*Supplied material*
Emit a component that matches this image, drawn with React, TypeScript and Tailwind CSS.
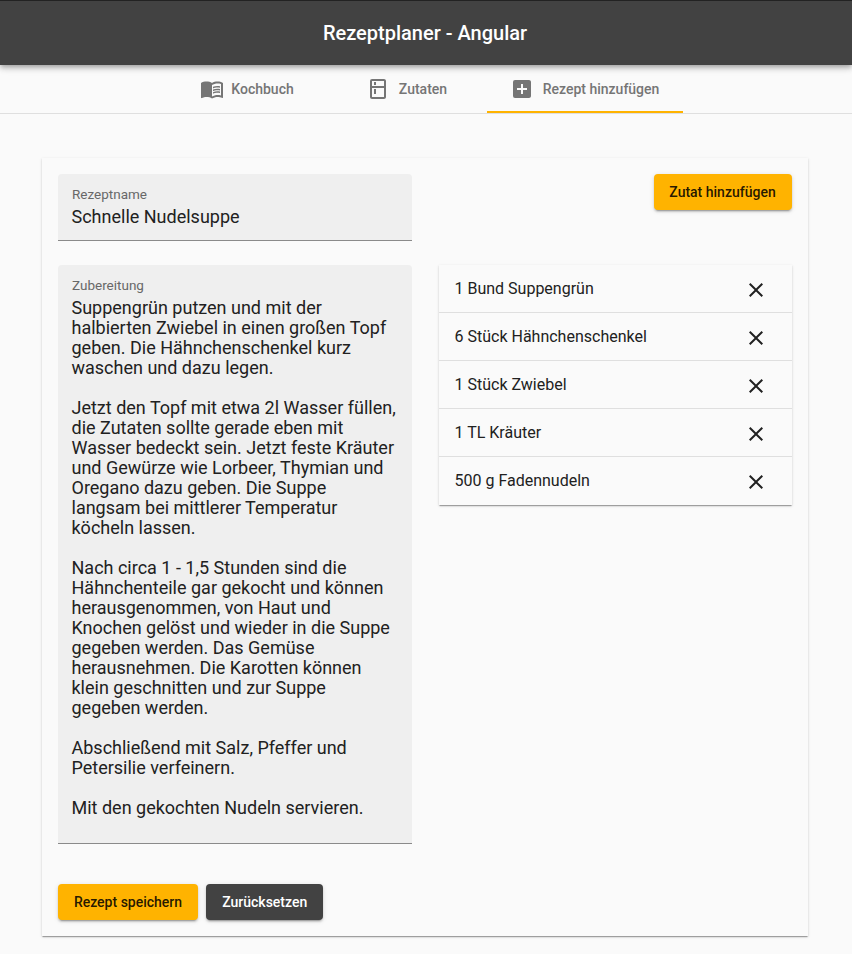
import React from "react";
import { MdMenuBook, MdOutlineKitchen, MdAddBox, MdClose } from "react-icons/md";

const ingredients = [
  "1 Bund Suppengrün",
  "6 Stück Hähnchenschenkel",
  "1 Stück Zwiebel",
  "1 TL Kräuter",
  "500 g Fadennudeln",
];

const preparation = `Suppengrün putzen und mit der
halbierten Zwiebel in einen großen Topf
geben. Die Hähnchenschenkel kurz
waschen und dazu legen.

Jetzt den Topf mit etwa 2l Wasser füllen,
die Zutaten sollte gerade eben mit
Wasser bedeckt sein. Jetzt feste Kräuter
und Gewürze wie Lorbeer, Thymian und
Oregano dazu geben. Die Suppe
langsam bei mittlerer Temperatur
köcheln lassen.

Nach circa 1 - 1,5 Stunden sind die
Hähnchenteile gar gekocht und können
herausgenommen, von Haut und
Knochen gelöst und wieder in die Suppe
gegeben werden. Das Gemüse
herausnehmen. Die Karotten können
klein geschnitten und zur Suppe
gegeben werden.

Abschließend mit Salz, Pfeffer und
Petersilie verfeinern.

Mit den gekochten Nudeln servieren.`;

const raised =
  "shadow-[0_3px_1px_-2px_rgba(0,0,0,0.2),0_2px_2px_0_rgba(0,0,0,0.14),0_1px_5px_0_rgba(0,0,0,0.12)]";
const flat =
  "shadow-[0_2px_1px_-1px_rgba(0,0,0,0.2),0_1px_1px_0_rgba(0,0,0,0.14),0_1px_3px_0_rgba(0,0,0,0.12)]";

export default function App() {
  return (
    <div className="h-[954px] w-[852px] overflow-hidden bg-[#fafafa] font-[Roboto,sans-serif] text-[#212121]">
      <header className="relative flex h-[65px] items-center justify-center border-t border-[#222] bg-[#424242] pr-[2px] text-xl font-medium text-white shadow-[0_2px_4px_-1px_rgba(0,0,0,0.2),0_4px_5px_0_rgba(0,0,0,0.14),0_1px_10px_0_rgba(0,0,0,0.12)]">
        <h1>Rezeptplaner - Angular</h1>
      </header>
      <nav className="flex h-[49px] border-b border-[#dfdfdf] pl-[167px] text-sm font-medium text-[#757575]">
        <a className="flex w-[160px] items-center justify-center gap-[7.5px] pr-[0.5px]">
          <MdMenuBook size={24} />
          Kochbuch
        </a>
        <a className="flex w-[160px] items-center justify-center gap-[9px] pr-[1px]">
          <MdOutlineKitchen size={24} />
          Zutaten
        </a>
        <a className="flex w-[196px] items-center justify-center gap-[9px] border-b-2 border-[#ffb300] pt-[2px] pr-[1px]">
          <MdAddBox size={24} />
          Rezept hinzufügen
        </a>
      </nav>
      <main className={`mt-[44px] mr-[44px] ml-[42px] h-[778px] p-4 ${flat}`}>
        <div className="flex justify-between">
          <div className="h-[67px] w-[354px] rounded-t border-b border-[#8a8a8a] bg-[#efefef] px-[13.5px] pt-[12px]">
            <label className="block pl-[0.5px] text-[13.5px] leading-4 text-[#686868]">Rezeptname</label>
            <div className="mt-[5px] text-lg leading-5">Schnelle Nudelsuppe</div>
          </div>
          <button className={`h-9 w-[138px] rounded bg-[#ffb300] pr-[7px] text-sm font-medium text-black/87 ${raised}`}>
            <span className="pl-[6px]">Zutat hinzufügen</span>
          </button>
        </div>
        <div className="mt-6 flex items-start justify-between">
          <div className="h-[579px] w-[354px] rounded-t border-b border-[#8a8a8a] bg-[#efefef] px-[13.5px] pt-[12px]">
            <label className="block pl-[0.5px] text-[13.5px] leading-4 text-[#686868]">Zubereitung</label>
            <div className="mt-[5px] text-lg leading-5 whitespace-pre">{preparation}</div>
          </div>
          <ul className={`w-[353px] ${flat}`}>
            {ingredients.map((item) => (
              <li
                key={item}
                className="flex h-12 items-center justify-between border-b border-[#dfdfdf] pr-6 pl-[15.5px] last:border-transparent"
              >
                {item}
                <MdClose size={24} className="mt-[3px]" />
              </li>
            ))}
          </ul>
        </div>
        <div className="mt-10 flex gap-2 text-sm font-medium">
          <button className={`h-9 w-[140px] rounded bg-[#ffb300] text-black/87 ${raised}`}>Rezept speichern</button>
          <button className={`h-9 w-[117px] rounded bg-[#424242] pl-[0.5px] text-white ${raised}`}>Zurücksetzen</button>
        </div>
      </main>
    </div>
  );
}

*Task to carry out*
Return to the listing above and set it down exactly, leaving out its pictures.

*Task result*
Emit a component that matches this image, drawn with React, TypeScript and Tailwind CSS.
import React from "react";
import { MdMenuBook, MdOutlineKitchen, MdAddBox, MdClose } from "react-icons/md";

const ingredients = [
  "1 Bund Suppengrün",
  "6 Stück Hähnchenschenkel",
  "1 Stück Zwiebel",
  "1 TL Kräuter",
  "500 g Fadennudeln",
];

const preparation = `Suppengrün putzen und mit der
halbierten Zwiebel in einen großen Topf
geben. Die Hähnchenschenkel kurz
waschen und dazu legen.

Jetzt den Topf mit etwa 2l Wasser füllen,
die Zutaten sollte gerade eben mit
Wasser bedeckt sein. Jetzt feste Kräuter
und Gewürze wie Lorbeer, Thymian und
Oregano dazu geben. Die Suppe
langsam bei mittlerer Temperatur
köcheln lassen.

Nach circa 1 - 1,5 Stunden sind die
Hähnchenteile gar gekocht und können
herausgenommen, von Haut und
Knochen gelöst und wieder in die Suppe
gegeben werden. Das Gemüse
herausnehmen. Die Karotten können
klein geschnitten und zur Suppe
gegeben werden.

Abschließend mit Salz, Pfeffer und
Petersilie verfeinern.

Mit den gekochten Nudeln servieren.`;

const raised =
  "shadow-[0_3px_1px_-2px_rgba(0,0,0,0.2),0_2px_2px_0_rgba(0,0,0,0.14),0_1px_5px_0_rgba(0,0,0,0.12)]";
const flat =
  "shadow-[0_2px_1px_-1px_rgba(0,0,0,0.2),0_1px_1px_0_rgba(0,0,0,0.14),0_1px_3px_0_rgba(0,0,0,0.12)]";

export default function App() {
  return (
    <div className="h-[954px] w-[852px] overflow-hidden bg-[#fafafa] font-[Roboto,sans-serif] text-[#212121]">
      <header className="relative flex h-[65px] items-center justify-center border-t border-[#222] bg-[#424242] pr-[2px] text-xl font-medium text-white shadow-[0_2px_4px_-1px_rgba(0,0,0,0.2),0_4px_5px_0_rgba(0,0,0,0.14),0_1px_10px_0_rgba(0,0,0,0.12)]">
        <h1>Rezeptplaner - Angular</h1>
      </header>
      <nav className="flex h-[49px] border-b border-[#dfdfdf] pl-[167px] text-sm font-medium text-[#757575]">
        <a className="flex w-[160px] items-center justify-center gap-[7.5px] pr-[0.5px]">
          <MdMenuBook size={24} />
          Kochbuch
        </a>
        <a className="flex w-[160px] items-center justify-center gap-[9px] pr-[1px]">
          <MdOutlineKitchen size={24} />
          Zutaten
        </a>
        <a className="flex w-[196px] items-center justify-center gap-[9px] border-b-2 border-[#ffb300] pt-[2px] pr-[1px]">
          <MdAddBox size={24} />
          Rezept hinzufügen
        </a>
      </nav>
      <main className={`mt-[44px] mr-[44px] ml-[42px] h-[778px] p-4 ${flat}`}>
        <div className="flex justify-between">
          <div className="h-[67px] w-[354px] rounded-t border-b border-[#8a8a8a] bg-[#efefef] px-[13.5px] pt-[12px]">
            <label className="block pl-[0.5px] text-[13.5px] leading-4 text-[#686868]">Rezeptname</label>
            <div className="mt-[5px] text-lg leading-5">Schnelle Nudelsuppe</div>
          </div>
          <button className={`h-9 w-[138px] rounded bg-[#ffb300] pr-[7px] text-sm font-medium text-black/87 ${raised}`}>
            <span className="pl-[6px]">Zutat hinzufügen</span>
          </button>
        </div>
        <div className="mt-6 flex items-start justify-between">
          <div className="h-[579px] w-[354px] rounded-t border-b border-[#8a8a8a] bg-[#efefef] px-[13.5px] pt-[12px]">
            <label className="block pl-[0.5px] text-[13.5px] leading-4 text-[#686868]">Zubereitung</label>
            <div className="mt-[5px] text-lg leading-5 whitespace-pre">{preparation}</div>
          </div>
          <ul className={`w-[353px] ${flat}`}>
            {ingredients.map((item) => (
              <li
                key={item}
                className="flex h-12 items-center justify-between border-b border-[#dfdfdf] pr-6 pl-[15.5px] last:border-transparent"
              >
                {item}
                <MdClose size={24} className="mt-[3px]" />
              </li>
            ))}
          </ul>
        </div>
        <div className="mt-10 flex gap-2 text-sm font-medium">
          <button className={`h-9 w-[140px] rounded bg-[#ffb300] text-black/87 ${raised}`}>Rezept speichern</button>
          <button className={`h-9 w-[117px] rounded bg-[#424242] pl-[0.5px] text-white ${raised}`}>Zurücksetzen</button>
        </div>
      </main>
    </div>
  );
}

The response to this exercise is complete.